Request:
Repeat the full listing below verbatim and keep the images out.
********
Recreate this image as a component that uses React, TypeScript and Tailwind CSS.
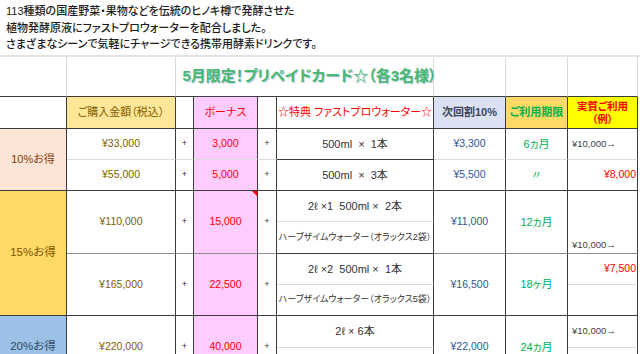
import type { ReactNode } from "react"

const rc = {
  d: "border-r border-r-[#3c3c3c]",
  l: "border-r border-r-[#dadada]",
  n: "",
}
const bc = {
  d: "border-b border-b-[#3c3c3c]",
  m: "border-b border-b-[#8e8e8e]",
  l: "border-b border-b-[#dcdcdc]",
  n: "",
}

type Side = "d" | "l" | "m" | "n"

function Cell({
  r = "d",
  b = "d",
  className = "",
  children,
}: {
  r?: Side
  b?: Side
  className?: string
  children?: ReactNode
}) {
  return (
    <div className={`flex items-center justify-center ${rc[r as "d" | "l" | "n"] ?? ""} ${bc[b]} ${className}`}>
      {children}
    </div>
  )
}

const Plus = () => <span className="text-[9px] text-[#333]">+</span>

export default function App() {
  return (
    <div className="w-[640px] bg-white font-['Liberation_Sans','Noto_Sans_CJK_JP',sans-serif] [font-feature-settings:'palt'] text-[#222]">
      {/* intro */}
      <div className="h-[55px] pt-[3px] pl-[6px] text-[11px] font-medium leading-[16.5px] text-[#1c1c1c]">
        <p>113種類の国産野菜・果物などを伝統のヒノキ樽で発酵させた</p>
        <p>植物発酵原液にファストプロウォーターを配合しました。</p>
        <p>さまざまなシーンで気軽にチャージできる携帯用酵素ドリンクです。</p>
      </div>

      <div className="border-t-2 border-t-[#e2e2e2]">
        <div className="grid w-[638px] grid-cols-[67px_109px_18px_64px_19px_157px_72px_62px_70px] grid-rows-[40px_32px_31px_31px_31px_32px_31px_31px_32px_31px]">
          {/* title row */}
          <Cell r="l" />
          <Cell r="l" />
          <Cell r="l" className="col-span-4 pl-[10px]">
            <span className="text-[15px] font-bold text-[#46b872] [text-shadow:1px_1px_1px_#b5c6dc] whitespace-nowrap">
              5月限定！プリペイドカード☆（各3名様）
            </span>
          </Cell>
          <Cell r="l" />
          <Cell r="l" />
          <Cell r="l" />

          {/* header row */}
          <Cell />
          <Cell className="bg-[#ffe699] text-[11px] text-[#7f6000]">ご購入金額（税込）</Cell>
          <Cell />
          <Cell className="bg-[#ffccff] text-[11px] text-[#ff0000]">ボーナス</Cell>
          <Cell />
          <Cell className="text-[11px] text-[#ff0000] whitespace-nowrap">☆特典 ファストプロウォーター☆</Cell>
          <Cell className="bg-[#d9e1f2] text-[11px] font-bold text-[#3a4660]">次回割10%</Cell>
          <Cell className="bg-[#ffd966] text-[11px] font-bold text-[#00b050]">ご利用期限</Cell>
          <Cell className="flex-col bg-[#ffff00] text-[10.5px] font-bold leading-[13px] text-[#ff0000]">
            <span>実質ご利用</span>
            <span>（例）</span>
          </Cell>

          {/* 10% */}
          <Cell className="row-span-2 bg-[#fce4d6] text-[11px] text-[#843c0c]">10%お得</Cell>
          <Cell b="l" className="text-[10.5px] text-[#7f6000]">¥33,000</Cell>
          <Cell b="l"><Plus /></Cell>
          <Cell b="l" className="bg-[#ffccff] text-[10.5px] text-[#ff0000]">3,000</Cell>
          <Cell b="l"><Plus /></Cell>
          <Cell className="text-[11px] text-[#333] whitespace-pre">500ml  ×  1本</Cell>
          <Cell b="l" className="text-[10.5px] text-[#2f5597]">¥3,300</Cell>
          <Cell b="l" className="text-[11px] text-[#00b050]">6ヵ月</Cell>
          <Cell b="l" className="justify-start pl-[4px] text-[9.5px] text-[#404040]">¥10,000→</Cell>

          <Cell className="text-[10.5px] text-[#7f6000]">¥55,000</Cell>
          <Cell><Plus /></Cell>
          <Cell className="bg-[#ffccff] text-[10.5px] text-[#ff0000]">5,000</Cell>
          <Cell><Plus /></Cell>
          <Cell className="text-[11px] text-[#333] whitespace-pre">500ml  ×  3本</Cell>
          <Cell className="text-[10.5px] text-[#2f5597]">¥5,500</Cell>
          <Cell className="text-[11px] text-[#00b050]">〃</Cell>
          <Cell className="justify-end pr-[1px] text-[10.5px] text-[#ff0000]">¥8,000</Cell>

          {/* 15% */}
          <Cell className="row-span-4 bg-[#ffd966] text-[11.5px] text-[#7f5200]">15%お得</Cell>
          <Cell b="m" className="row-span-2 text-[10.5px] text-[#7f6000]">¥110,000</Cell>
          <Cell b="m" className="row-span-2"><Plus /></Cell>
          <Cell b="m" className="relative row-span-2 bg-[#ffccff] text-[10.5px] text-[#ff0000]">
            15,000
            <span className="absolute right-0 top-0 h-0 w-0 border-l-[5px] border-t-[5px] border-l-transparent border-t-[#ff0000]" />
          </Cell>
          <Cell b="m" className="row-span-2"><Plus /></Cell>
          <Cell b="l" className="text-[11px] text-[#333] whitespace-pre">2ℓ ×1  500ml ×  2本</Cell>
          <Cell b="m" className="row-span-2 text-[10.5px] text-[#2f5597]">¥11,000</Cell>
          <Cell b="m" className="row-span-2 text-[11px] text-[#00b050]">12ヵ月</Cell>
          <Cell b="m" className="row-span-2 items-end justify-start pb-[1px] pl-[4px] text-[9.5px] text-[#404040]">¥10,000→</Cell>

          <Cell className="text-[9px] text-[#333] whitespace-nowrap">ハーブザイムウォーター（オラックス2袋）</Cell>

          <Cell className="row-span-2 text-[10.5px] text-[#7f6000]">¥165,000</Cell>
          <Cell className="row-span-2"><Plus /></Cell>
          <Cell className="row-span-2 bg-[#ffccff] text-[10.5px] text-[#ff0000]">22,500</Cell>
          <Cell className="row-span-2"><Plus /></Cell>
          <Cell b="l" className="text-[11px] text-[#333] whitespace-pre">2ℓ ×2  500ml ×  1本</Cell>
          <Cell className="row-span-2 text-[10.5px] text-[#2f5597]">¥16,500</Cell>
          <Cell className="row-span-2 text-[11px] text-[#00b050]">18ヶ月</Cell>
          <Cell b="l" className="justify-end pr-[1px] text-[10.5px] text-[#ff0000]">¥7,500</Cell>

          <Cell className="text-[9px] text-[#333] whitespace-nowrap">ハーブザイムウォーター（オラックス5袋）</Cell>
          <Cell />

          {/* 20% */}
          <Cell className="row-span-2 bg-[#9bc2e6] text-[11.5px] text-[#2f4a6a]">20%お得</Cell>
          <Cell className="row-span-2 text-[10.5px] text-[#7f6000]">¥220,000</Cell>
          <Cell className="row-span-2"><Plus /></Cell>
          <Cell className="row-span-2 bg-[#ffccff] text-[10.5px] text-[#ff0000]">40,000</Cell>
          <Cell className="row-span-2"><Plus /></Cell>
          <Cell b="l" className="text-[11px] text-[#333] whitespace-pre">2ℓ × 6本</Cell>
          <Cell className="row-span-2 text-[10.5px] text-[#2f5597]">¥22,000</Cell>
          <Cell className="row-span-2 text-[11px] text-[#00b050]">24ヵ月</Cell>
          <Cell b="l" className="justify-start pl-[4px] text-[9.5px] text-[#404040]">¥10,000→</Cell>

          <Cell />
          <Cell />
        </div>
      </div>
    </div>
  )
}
********
Exercise result:
Recreate this image as a component that uses React, TypeScript and Tailwind CSS.
import type { ReactNode } from "react"

const rc = {
  d: "border-r border-r-[#3c3c3c]",
  l: "border-r border-r-[#dadada]",
  n: "",
}
const bc = {
  d: "border-b border-b-[#3c3c3c]",
  m: "border-b border-b-[#8e8e8e]",
  l: "border-b border-b-[#dcdcdc]",
  n: "",
}

type Side = "d" | "l" | "m" | "n"

function Cell({
  r = "d",
  b = "d",
  className = "",
  children,
}: {
  r?: Side
  b?: Side
  className?: string
  children?: ReactNode
}) {
  return (
    <div className={`flex items-center justify-center ${rc[r as "d" | "l" | "n"] ?? ""} ${bc[b]} ${className}`}>
      {children}
    </div>
  )
}

const Plus = () => <span className="text-[9px] text-[#333]">+</span>

export default function App() {
  return (
    <div className="w-[640px] bg-white font-['Liberation_Sans','Noto_Sans_CJK_JP',sans-serif] [font-feature-settings:'palt'] text-[#222]">
      {/* intro */}
      <div className="h-[55px] pt-[3px] pl-[6px] text-[11px] font-medium leading-[16.5px] text-[#1c1c1c]">
        <p>113種類の国産野菜・果物などを伝統のヒノキ樽で発酵させた</p>
        <p>植物発酵原液にファストプロウォーターを配合しました。</p>
        <p>さまざまなシーンで気軽にチャージできる携帯用酵素ドリンクです。</p>
      </div>

      <div className="border-t-2 border-t-[#e2e2e2]">
        <div className="grid w-[638px] grid-cols-[67px_109px_18px_64px_19px_157px_72px_62px_70px] grid-rows-[40px_32px_31px_31px_31px_32px_31px_31px_32px_31px]">
          {/* title row */}
          <Cell r="l" />
          <Cell r="l" />
          <Cell r="l" className="col-span-4 pl-[10px]">
            <span className="text-[15px] font-bold text-[#46b872] [text-shadow:1px_1px_1px_#b5c6dc] whitespace-nowrap">
              5月限定！プリペイドカード☆（各3名様）
            </span>
          </Cell>
          <Cell r="l" />
          <Cell r="l" />
          <Cell r="l" />

          {/* header row */}
          <Cell />
          <Cell className="bg-[#ffe699] text-[11px] text-[#7f6000]">ご購入金額（税込）</Cell>
          <Cell />
          <Cell className="bg-[#ffccff] text-[11px] text-[#ff0000]">ボーナス</Cell>
          <Cell />
          <Cell className="text-[11px] text-[#ff0000] whitespace-nowrap">☆特典 ファストプロウォーター☆</Cell>
          <Cell className="bg-[#d9e1f2] text-[11px] font-bold text-[#3a4660]">次回割10%</Cell>
          <Cell className="bg-[#ffd966] text-[11px] font-bold text-[#00b050]">ご利用期限</Cell>
          <Cell className="flex-col bg-[#ffff00] text-[10.5px] font-bold leading-[13px] text-[#ff0000]">
            <span>実質ご利用</span>
            <span>（例）</span>
          </Cell>

          {/* 10% */}
          <Cell className="row-span-2 bg-[#fce4d6] text-[11px] text-[#843c0c]">10%お得</Cell>
          <Cell b="l" className="text-[10.5px] text-[#7f6000]">¥33,000</Cell>
          <Cell b="l"><Plus /></Cell>
          <Cell b="l" className="bg-[#ffccff] text-[10.5px] text-[#ff0000]">3,000</Cell>
          <Cell b="l"><Plus /></Cell>
          <Cell className="text-[11px] text-[#333] whitespace-pre">500ml  ×  1本</Cell>
          <Cell b="l" className="text-[10.5px] text-[#2f5597]">¥3,300</Cell>
          <Cell b="l" className="text-[11px] text-[#00b050]">6ヵ月</Cell>
          <Cell b="l" className="justify-start pl-[4px] text-[9.5px] text-[#404040]">¥10,000→</Cell>

          <Cell className="text-[10.5px] text-[#7f6000]">¥55,000</Cell>
          <Cell><Plus /></Cell>
          <Cell className="bg-[#ffccff] text-[10.5px] text-[#ff0000]">5,000</Cell>
          <Cell><Plus /></Cell>
          <Cell className="text-[11px] text-[#333] whitespace-pre">500ml  ×  3本</Cell>
          <Cell className="text-[10.5px] text-[#2f5597]">¥5,500</Cell>
          <Cell className="text-[11px] text-[#00b050]">〃</Cell>
          <Cell className="justify-end pr-[1px] text-[10.5px] text-[#ff0000]">¥8,000</Cell>

          {/* 15% */}
          <Cell className="row-span-4 bg-[#ffd966] text-[11.5px] text-[#7f5200]">15%お得</Cell>
          <Cell b="m" className="row-span-2 text-[10.5px] text-[#7f6000]">¥110,000</Cell>
          <Cell b="m" className="row-span-2"><Plus /></Cell>
          <Cell b="m" className="relative row-span-2 bg-[#ffccff] text-[10.5px] text-[#ff0000]">
            15,000
            <span className="absolute right-0 top-0 h-0 w-0 border-l-[5px] border-t-[5px] border-l-transparent border-t-[#ff0000]" />
          </Cell>
          <Cell b="m" className="row-span-2"><Plus /></Cell>
          <Cell b="l" className="text-[11px] text-[#333] whitespace-pre">2ℓ ×1  500ml ×  2本</Cell>
          <Cell b="m" className="row-span-2 text-[10.5px] text-[#2f5597]">¥11,000</Cell>
          <Cell b="m" className="row-span-2 text-[11px] text-[#00b050]">12ヵ月</Cell>
          <Cell b="m" className="row-span-2 items-end justify-start pb-[1px] pl-[4px] text-[9.5px] text-[#404040]">¥10,000→</Cell>

          <Cell className="text-[9px] text-[#333] whitespace-nowrap">ハーブザイムウォーター（オラックス2袋）</Cell>

          <Cell className="row-span-2 text-[10.5px] text-[#7f6000]">¥165,000</Cell>
          <Cell className="row-span-2"><Plus /></Cell>
          <Cell className="row-span-2 bg-[#ffccff] text-[10.5px] text-[#ff0000]">22,500</Cell>
          <Cell className="row-span-2"><Plus /></Cell>
          <Cell b="l" className="text-[11px] text-[#333] whitespace-pre">2ℓ ×2  500ml ×  1本</Cell>
          <Cell className="row-span-2 text-[10.5px] text-[#2f5597]">¥16,500</Cell>
          <Cell className="row-span-2 text-[11px] text-[#00b050]">18ヶ月</Cell>
          <Cell b="l" className="justify-end pr-[1px] text-[10.5px] text-[#ff0000]">¥7,500</Cell>

          <Cell className="text-[9px] text-[#333] whitespace-nowrap">ハーブザイムウォーター（オラックス5袋）</Cell>
          <Cell />

          {/* 20% */}
          <Cell className="row-span-2 bg-[#9bc2e6] text-[11.5px] text-[#2f4a6a]">20%お得</Cell>
          <Cell className="row-span-2 text-[10.5px] text-[#7f6000]">¥220,000</Cell>
          <Cell className="row-span-2"><Plus /></Cell>
          <Cell className="row-span-2 bg-[#ffccff] text-[10.5px] text-[#ff0000]">40,000</Cell>
          <Cell className="row-span-2"><Plus /></Cell>
          <Cell b="l" className="text-[11px] text-[#333] whitespace-pre">2ℓ × 6本</Cell>
          <Cell className="row-span-2 text-[10.5px] text-[#2f5597]">¥22,000</Cell>
          <Cell className="row-span-2 text-[11px] text-[#00b050]">24ヵ月</Cell>
          <Cell b="l" className="justify-start pl-[4px] text-[9.5px] text-[#404040]">¥10,000→</Cell>

          <Cell />
          <Cell />
        </div>
      </div>
    </div>
  )
}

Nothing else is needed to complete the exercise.